LOS ANGELES -- Monday is Martin Luther King Jr. Day, and DeMarcus Cousins carries Dr. King's legacy with him closely. The Warriors center has MLK, Malcolm X and Muhammad Ali tattooed on his right leg.

Cousins grew up in Alabama. That’s where four little girls were murdered by the KKK in a church bombing. That’s where Dr. King wrote his Letter from a Birmingham Jail.

“I appreciate what he preaches," Cousins said Sunday. "I’m not really a guy that gets caught up in color or race or anything like that. At the end of the day, we’re all the human beings race. I don’t think there’s any superior color. There’s no reason we can’t all get along.

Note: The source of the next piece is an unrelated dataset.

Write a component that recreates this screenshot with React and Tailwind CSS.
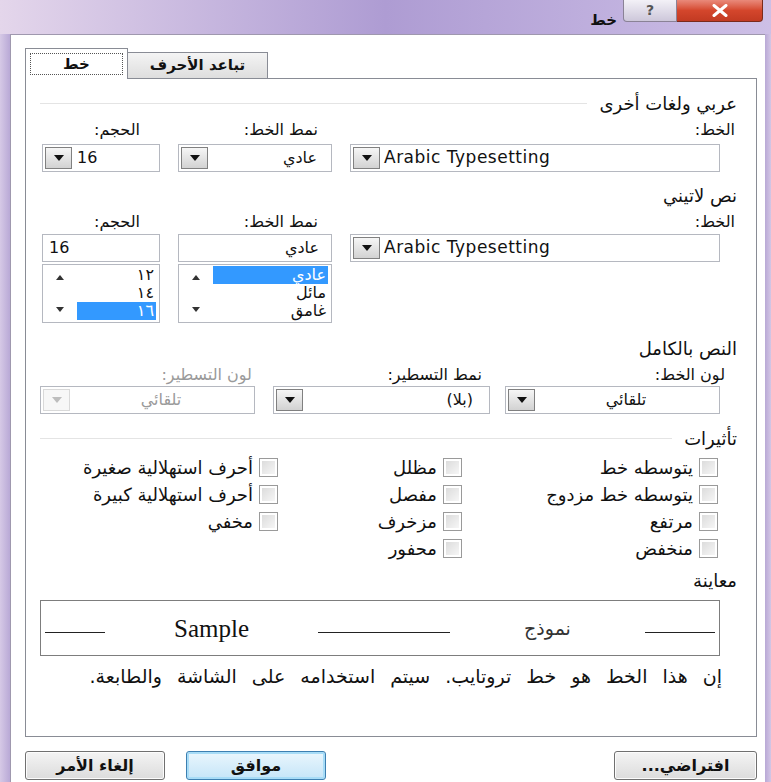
import React from 'react';

// Windows 7 style "Font" dialog, Arabic UI

function DropBtn({ disabled }) {
  return (
    <div
      className={`flex h-full w-[27px] shrink-0 items-center justify-center border ${
        disabled ? 'border-[#d9d9d9] bg-[#f7f7f7]' : 'border-[#808080] bg-linear-to-b from-[#f6f6f6] to-[#d2d2d2]'
      }`}
    >
      <svg width="10" height="6" viewBox="0 0 10 6">
        <path d="M0 0h10L5 6z" fill={disabled ? '#bdbdbd' : '#111'} />
      </svg>
    </div>
  );
}

function Combo({ className, children, disabled, textClass }) {
  return (
    <div className={`flex h-[28px] shrink-0 border border-[#b5b8c0] bg-white p-[2px] ${className}`}>
      <DropBtn disabled={disabled} />
      <div className={`flex flex-1 items-center ${textClass}`}>{children}</div>
    </div>
  );
}

function Arrow({ up }) {
  return (
    <svg width="8" height="5" viewBox="0 0 8 5">
      <path d={up ? 'M0 5h8L4 0z' : 'M0 0h8L4 5z'} fill="#333" />
    </svg>
  );
}

function ListBox({ items, selected }) {
  return (
    <div className="mt-[2px] flex h-[59px] border border-[#b5b8c0] bg-white">
      <div className="flex w-[34px] flex-col items-center justify-between py-[10px]">
        <Arrow up />
        <Arrow />
      </div>
      <div className="flex flex-1 flex-col pt-[1px] pr-[3px]">
        {items.map((it, i) => (
          <div
            key={i}
            dir="rtl"
            className={`flex h-[18px] items-center pr-[2px] text-[16px] ${i === selected ? 'bg-[#3399ff] text-white' : ''}`}
          >
            {it}
          </div>
        ))}
      </div>
    </div>
  );
}

function Header({ children, line }) {
  return (
    <div className="flex h-[20px] items-center pr-[19px] pl-[14px]">
      {line ? <div className="mr-[12px] h-px flex-1 bg-[#e4e4e4]" /> : <div className="flex-1" />}
      <span dir="rtl" className="text-[18px]">
        {children}
      </span>
    </div>
  );
}

function Check({ label }) {
  return (
    <div className="flex items-center justify-end gap-[6px]">
      <span dir="rtl" className="text-[18px]">
        {label}
      </span>
      <div className="h-[19px] w-[19px] border border-[#9a9a9a] bg-white p-[2px]">
        <div className="h-full w-full bg-linear-to-br from-[#dcdcdc] to-[#f6f6f6]" />
      </div>
    </div>
  );
}

function Button({ children, primary, className }) {
  return (
    <div
      className={`flex h-[29px] items-center justify-center rounded-[3px] border ${
        primary
          ? 'border-[#3c7fb1] bg-linear-to-b from-[#eaf6fd] to-[#c5e5f8] shadow-[inset_0_0_0_2px_#a7dcf7]'
          : 'border-[#707070] bg-linear-to-b from-[#f4f4f4] to-[#dcdcdc] shadow-[inset_0_0_0_1px_#fcfcfc]'
      } ${className}`}
    >
      <span dir="rtl" className="text-[16px] font-bold">
        {children}
      </span>
    </div>
  );
}

const effects = [
  ['أحرف استهلالية صغيرة', 'مظلل', 'يتوسطه خط'],
  ['أحرف استهلالية كبيرة', 'مفصل', 'يتوسطه خط مزدوج'],
  ['مخفي', 'مزخرف', 'مرتفع'],
  [null, 'محفور', 'منخفض'],
];

function LabelRow({ size }) {
  return (
    <div dir="rtl" className="mt-[9px] flex h-[16px] items-center text-[16px]">
      <div className="w-[385px] pr-[21px] text-right">الخط:</div>
      <div className="w-[172px] pr-[53px] text-right">نمط الخط:</div>
      <div className="w-[136px] pr-[59px] text-right">{size}</div>
    </div>
  );
}

export default function App() {
  return (
    <div className="flex h-[782px] w-[771px] flex-col overflow-hidden bg-[#cbbde0] font-['DejaVu_Sans',sans-serif] text-[#111]">
      {/* title bar */}
      <div className="flex h-[34px] shrink-0 items-start justify-end bg-linear-to-r from-[#e4d6eb] via-[#ae9cd3] to-[#cdbfe6] pr-[8px]">
        <span dir="rtl" className="mt-[9px] mr-[6px] text-[15px] font-bold">
          خط
        </span>
        <div className="flex h-[22px] w-[54px] items-center justify-center rounded-bl-[4px] border border-t-0 border-[#8a8296] bg-linear-to-b from-[#f3f1f7] to-[#cdc7da] text-[14px] font-bold text-[#555]">
          ?
        </div>
        <div className="flex h-[22px] w-[86px] items-center justify-center rounded-br-[4px] border border-t-0 border-l-0 border-[#7a2a1c] bg-linear-to-b from-[#e9897a] via-[#d4462c] to-[#c23a22]">
          <svg width="16" height="13" viewBox="0 0 16 13">
            <path d="M2 1.5l12 10M14 1.5l-12 10" stroke="#fff" strokeWidth="3" strokeLinecap="round" />
          </svg>
        </div>
      </div>

      <div className="flex flex-1">
        <div className="w-[10px] shrink-0 bg-linear-to-r from-[#d6c9e6] to-[#b9a9d6]" />

        {/* client area */}
        <div className="flex flex-1 flex-col border-t border-l border-[#9f98ae] bg-white pt-[13px] pr-[8px] pl-[14px]">
          {/* tabs */}
          <div className="flex h-[30px] items-end">
            <div className="relative z-10 -mb-px flex h-[31px] w-[103px] items-center justify-center border border-b-0 border-[#898c95] bg-white px-[4px] pt-[4px] pb-[4px]">
              <div className="flex h-full w-full items-center justify-center border border-dotted border-[#555]">
                <span dir="rtl" className="text-[15px] font-bold">
                  خط
                </span>
              </div>
            </div>
            <div className="flex h-[26px] w-[140px] items-center justify-center border border-b-0 border-l-0 border-[#898c95] bg-linear-to-b from-[#f4f4f4] to-[#dedede]">
              <span dir="rtl" className="text-[15px] font-bold">
                تباعد الأحرف
              </span>
            </div>
          </div>

          {/* tab page */}
          <div className="flex h-[659px] flex-col border border-[#898c95] bg-white pt-[14px]">
            <Header line>عربي ولغات أخرى</Header>

            <LabelRow size="الحجم:" />

            <div className="mt-[6px] flex gap-[18px] pl-[16px]">
              <Combo className="w-[118px]" textClass="pl-[5px] text-[16px]">
                16
              </Combo>
              <Combo className="w-[154px]" textClass="justify-end pr-[12px] text-[16px]">
                <span dir="rtl">عادي</span>
              </Combo>
              <Combo className="w-[370px]" textClass="pl-[4px] text-[17px] tracking-[0.5px]">
                Arabic Typesetting
              </Combo>
            </div>

            <div className="mt-[13px]">
              <Header>نص لاتيني</Header>
            </div>

            <LabelRow size="الحجم:" />

            <div className="mt-[4px] flex items-start gap-[18px] pl-[16px]">
              <div className="flex w-[118px] flex-col">
                <div className="flex h-[28px] items-center border border-[#b5b8c0] bg-white pl-[6px] text-[16px]">16</div>
                <ListBox items={['١٢', '١٤', '١٦']} selected={2} />
              </div>
              <div className="flex w-[154px] flex-col">
                <div dir="rtl" className="flex h-[28px] items-center border border-[#b5b8c0] bg-white pr-[12px] text-[16px]">
                  عادي
                </div>
                <ListBox items={['عادي', 'مائل', 'غامق']} selected={0} />
              </div>
              <Combo className="w-[370px]" textClass="pl-[4px] text-[17px] tracking-[0.5px]">
                Arabic Typesetting
              </Combo>
            </div>

            <div className="mt-[15px]">
              <Header>النص بالكامل</Header>
            </div>

            <div dir="rtl" className="mt-[9px] flex h-[16px] items-center text-[16px]">
              <div className="w-[250px] pr-[31px] text-right">لون الخط:</div>
              <div className="w-[233px] pr-[24px] text-right">نمط التسطير:</div>
              <div className="w-[233px] pr-[21px] text-right text-[#9a9a9a]">لون التسطير:</div>
            </div>

            <div className="mt-[3px] flex pl-[14px]">
              <Combo className="w-[215px]" disabled textClass="justify-center text-[16px] text-[#9a9a9a]">
                <span dir="rtl">تلقائي</span>
              </Combo>
              <Combo className="ml-[18px] w-[217px]" textClass="justify-end pr-[14px] text-[16px]">
                <span dir="rtl">(بلا)</span>
              </Combo>
              <Combo className="ml-[15px] w-[215px]" textClass="justify-center text-[16px]">
                <span dir="rtl">تلقائي</span>
              </Combo>
            </div>

            <div className="mt-[14px]">
              <Header line>تأثيرات</Header>
            </div>

            <div className="mt-[6px] flex flex-col pl-[14px]">
              {effects.map((row, r) => (
                <div key={r} className="flex h-[27px] items-center">
                  <div className="flex w-[238px] justify-end">{row[0] && <Check label={row[0]} />}</div>
                  <div className="flex w-[184px] justify-end">
                    <Check label={row[1]} />
                  </div>
                  <div className="flex w-[256px] justify-end">
                    <Check label={row[2]} />
                  </div>
                </div>
              ))}
            </div>

            <div className="mt-[8px]">
              <Header>معاينة</Header>
            </div>

            {/* preview */}
            <div className="mt-[10px] ml-[14px] flex h-[56px] w-[680px] items-center border border-[#7d7d7d] bg-white">
              <div className="mt-[8px] ml-[4px] h-px w-[60px] bg-[#222]" />
              <div className="flex w-[213px] justify-center font-['Liberation_Serif',serif] text-[25px] leading-none">
                Sample
              </div>
              <div className="mt-[8px] h-px w-[132px] bg-[#222]" />
              <div dir="rtl" className="flex w-[195px] justify-center text-[19px] leading-none text-[#333]">
                نموذج
              </div>
              <div className="mt-[8px] h-px w-[70px] bg-[#222]" />
            </div>

            <div dir="rtl" className="mt-[12px] flex h-[16px] items-center pr-[34px] text-[19px] [word-spacing:9px]">
              إن هذا الخط هو خط تروتايب. سيتم استخدامه على الشاشة والطابعة.
            </div>
          </div>

          {/* dialog buttons */}
          <div className="mt-[14px] flex">
            <Button className="w-[140px]">إلغاء الأمر</Button>
            <Button primary className="ml-[21px] w-[140px]">
              موافق
            </Button>
            <Button className="ml-[288px] w-[143px]">افتراضي...</Button>
          </div>
        </div>

        <div className="w-[6px] shrink-0 bg-linear-to-r from-[#b9a9d6] to-[#d3c6e5]" />
      </div>
    </div>
  );
}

"That’s basically what (MLK) was preaching. It’s not about black, white, blue, green. ... Just finding that peace and happiness from one another and getting along. We’re all born the same, and we all die the same.”

Cousins added this “getting along” idea must come with accountability and reconciling with racism in America.

“People want to move on ... but you also have to recognize the damage that’s already been done and the damage that’s been put in place now, the generations it’s affecting,” he explained. “Everyone wants to move on, but there’s some groundwork that needs to be done.”

“We get a month,” Cousins half-laughed about Black History Month in February. “We’re still the minority race. We’re still struggling. There are still a lot of odds against us coming up. I don’t think there’s been a lot of accountability so far.”